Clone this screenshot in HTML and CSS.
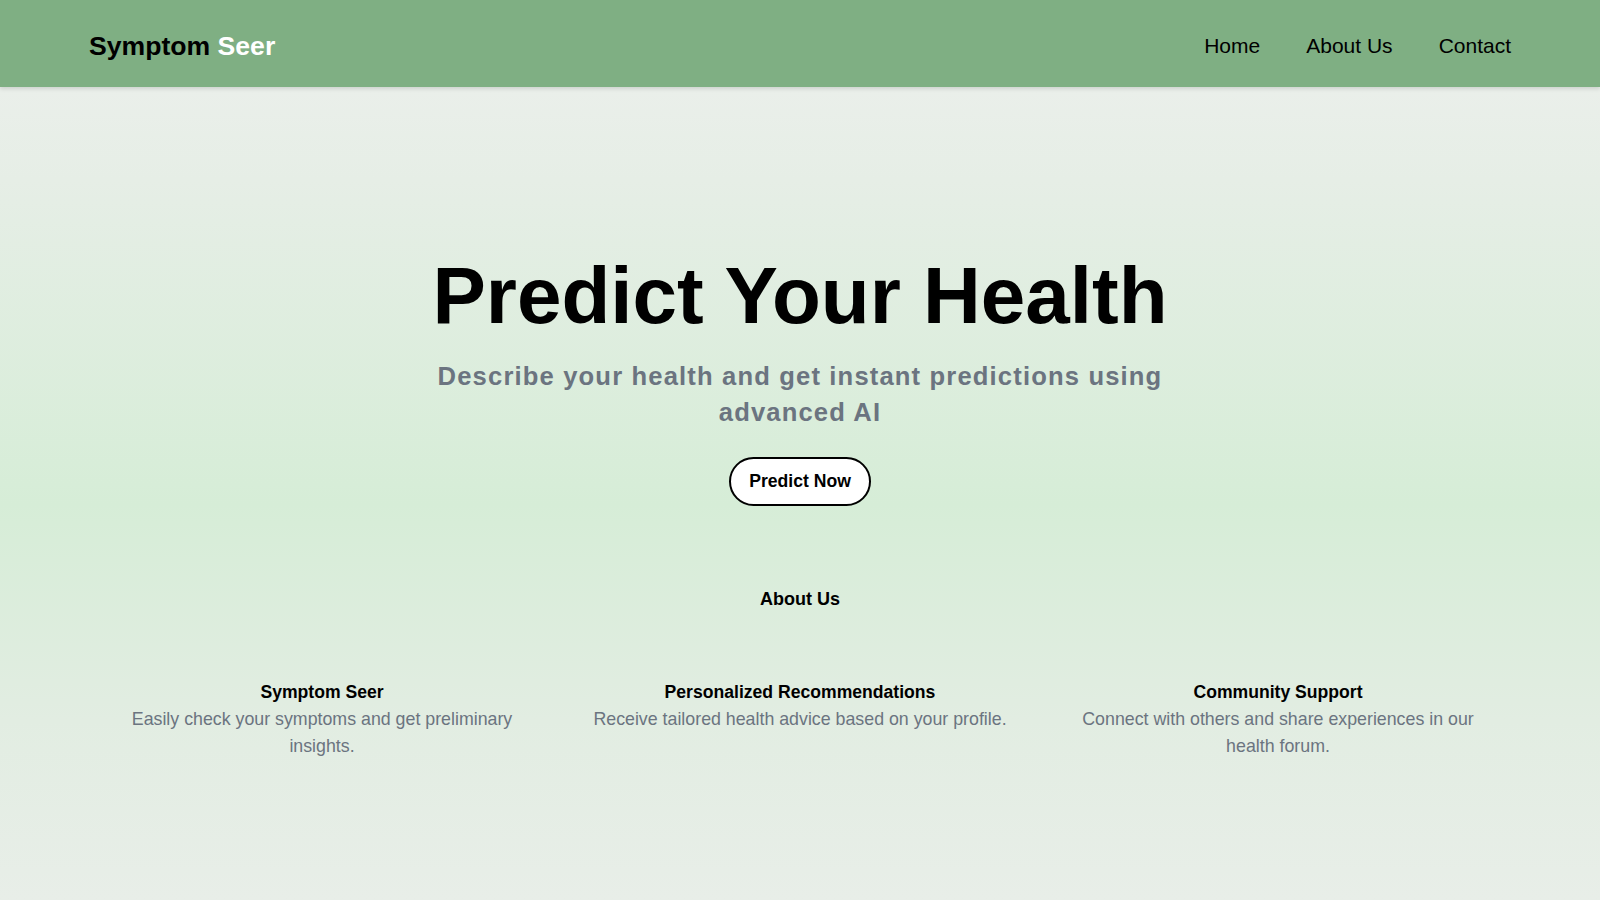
FILE: index.html
```html
<!DOCTYPE html>
<html lang="en">
<head>
<meta charset="utf-8">
<title>Symptom Seer</title>
<link rel="stylesheet" href="styles.css">
</head>
<body>
<header class="site-header">
  <div class="logo">Symptom <span class="logo-accent">Seer</span></div>
  <nav class="nav">
    <a href="#" class="nav-link">Home</a>
    <a href="#" class="nav-link">About Us</a>
    <a href="#" class="nav-link">Contact</a>
  </nav>
</header>
<main class="main">
  <section class="hero">
    <h1 class="hero-title">Predict Your Health</h1>
    <p class="hero-sub">Describe your health and get instant predictions using advanced AI</p>
    <a href="#" class="btn">Predict Now</a>
  </section>
  <section class="about">
    <h2 class="about-title">About Us</h2>
    <div class="features">
      <div class="feature">
        <h3 class="feature-title">Symptom Seer</h3>
        <p class="feature-text">Easily check your symptoms and get preliminary insights.</p>
      </div>
      <div class="feature">
        <h3 class="feature-title">Personalized Recommendations</h3>
        <p class="feature-text">Receive tailored health advice based on your profile.</p>
      </div>
      <div class="feature">
        <h3 class="feature-title">Community Support</h3>
        <p class="feature-text">Connect with others and share experiences in our health forum.</p>
      </div>
    </div>
  </section>
</main>
</body>
</html>
```
FILE: styles.css
```css
* { box-sizing: border-box; }
html, body { margin: 0; padding: 0; }
body {
  font-family: "Liberation Sans", Arial, Helvetica, sans-serif;
  color: #000;
  min-height: 900px;
  background: linear-gradient(to bottom, #eef0ee 0%, #e6eee6 20%, #d6edd7 56%, #e2ede2 80%, #e8eee8 100%);
}
.site-header {
  height: 87px;
  background: #7faf83;
  display: flex;
  align-items: center;
  justify-content: space-between;
  padding: 0 89px 0 89px;
  box-shadow: 0 2px 4px rgba(0,0,0,0.12);
  position: relative;
  z-index: 1;
}
.logo {
  font-size: 26.6px;
  font-weight: 700;
  line-height: 32px;
  margin-top: 4px;
}
.logo-accent { color: #fff; }
.nav { display: flex; gap: 46px; margin-top: 4px; }
.nav-link {
  font-size: 21px;
  color: #000;
  text-decoration: none;
  line-height: 26px;
}
.main { padding-top: 161px; }
.hero {
  display: flex;
  flex-direction: column;
  align-items: center;
  text-align: center;
}
.hero-title {
  margin: 0;
  font-size: 80px;
  line-height: 96px;
  font-weight: 700;
}
.hero-sub {
  margin: 14px 0 0;
  max-width: 790px;
  font-size: 25.6px;
  line-height: 36px;
  font-weight: 700;
  color: #6b7480;
  letter-spacing: 1.15px;
}
.btn {
  margin-top: 27px;
  display: inline-block;
  padding: 12px 18px;
  border: 2px solid #000;
  border-radius: 999px;
  background: #fff;
  color: #000;
  font-size: 17.6px;
  line-height: 21px;
  font-weight: 700;
  text-decoration: none;
}
.about {
  margin-top: 81px;
  text-align: center;
}
.about-title {
  margin: 0;
  font-size: 18px;
  line-height: 24px;
  font-weight: 700;
}
.features {
  margin-top: 69px;
  padding: 0 88px;
  display: grid;
  grid-template-columns: repeat(3, 1fr);
  gap: 10px;
}
.feature { padding: 0 22px; }
.feature-title {
  margin: 0;
  font-size: 17.6px;
  line-height: 24px;
  font-weight: 700;
}
.feature-text {
  margin: 2px 0 0;
  font-size: 17.8px;
  line-height: 27px;
  color: #6b7480;
}
```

Instruction
Return all of the data exactly as written, and drop the pictures.

Result below
Clone this screenshot in HTML and CSS.
FILE: index.html
```html
<!DOCTYPE html>
<html lang="en">
<head>
<meta charset="utf-8">
<title>Symptom Seer</title>
<link rel="stylesheet" href="styles.css">
</head>
<body>
<header class="site-header">
  <div class="logo">Symptom <span class="logo-accent">Seer</span></div>
  <nav class="nav">
    <a href="#" class="nav-link">Home</a>
    <a href="#" class="nav-link">About Us</a>
    <a href="#" class="nav-link">Contact</a>
  </nav>
</header>
<main class="main">
  <section class="hero">
    <h1 class="hero-title">Predict Your Health</h1>
    <p class="hero-sub">Describe your health and get instant predictions using advanced AI</p>
    <a href="#" class="btn">Predict Now</a>
  </section>
  <section class="about">
    <h2 class="about-title">About Us</h2>
    <div class="features">
      <div class="feature">
        <h3 class="feature-title">Symptom Seer</h3>
        <p class="feature-text">Easily check your symptoms and get preliminary insights.</p>
      </div>
      <div class="feature">
        <h3 class="feature-title">Personalized Recommendations</h3>
        <p class="feature-text">Receive tailored health advice based on your profile.</p>
      </div>
      <div class="feature">
        <h3 class="feature-title">Community Support</h3>
        <p class="feature-text">Connect with others and share experiences in our health forum.</p>
      </div>
    </div>
  </section>
</main>
</body>
</html>
```
FILE: styles.css
```css
* { box-sizing: border-box; }
html, body { margin: 0; padding: 0; }
body {
  font-family: "Liberation Sans", Arial, Helvetica, sans-serif;
  color: #000;
  min-height: 900px;
  background: linear-gradient(to bottom, #eef0ee 0%, #e6eee6 20%, #d6edd7 56%, #e2ede2 80%, #e8eee8 100%);
}
.site-header {
  height: 87px;
  background: #7faf83;
  display: flex;
  align-items: center;
  justify-content: space-between;
  padding: 0 89px 0 89px;
  box-shadow: 0 2px 4px rgba(0,0,0,0.12);
  position: relative;
  z-index: 1;
}
.logo {
  font-size: 26.6px;
  font-weight: 700;
  line-height: 32px;
  margin-top: 4px;
}
.logo-accent { color: #fff; }
.nav { display: flex; gap: 46px; margin-top: 4px; }
.nav-link {
  font-size: 21px;
  color: #000;
  text-decoration: none;
  line-height: 26px;
}
.main { padding-top: 161px; }
.hero {
  display: flex;
  flex-direction: column;
  align-items: center;
  text-align: center;
}
.hero-title {
  margin: 0;
  font-size: 80px;
  line-height: 96px;
  font-weight: 700;
}
.hero-sub {
  margin: 14px 0 0;
  max-width: 790px;
  font-size: 25.6px;
  line-height: 36px;
  font-weight: 700;
  color: #6b7480;
  letter-spacing: 1.15px;
}
.btn {
  margin-top: 27px;
  display: inline-block;
  padding: 12px 18px;
  border: 2px solid #000;
  border-radius: 999px;
  background: #fff;
  color: #000;
  font-size: 17.6px;
  line-height: 21px;
  font-weight: 700;
  text-decoration: none;
}
.about {
  margin-top: 81px;
  text-align: center;
}
.about-title {
  margin: 0;
  font-size: 18px;
  line-height: 24px;
  font-weight: 700;
}
.features {
  margin-top: 69px;
  padding: 0 88px;
  display: grid;
  grid-template-columns: repeat(3, 1fr);
  gap: 10px;
}
.feature { padding: 0 22px; }
.feature-title {
  margin: 0;
  font-size: 17.6px;
  line-height: 24px;
  font-weight: 700;
}
.feature-text {
  margin: 2px 0 0;
  font-size: 17.8px;
  line-height: 27px;
  color: #6b7480;
}
```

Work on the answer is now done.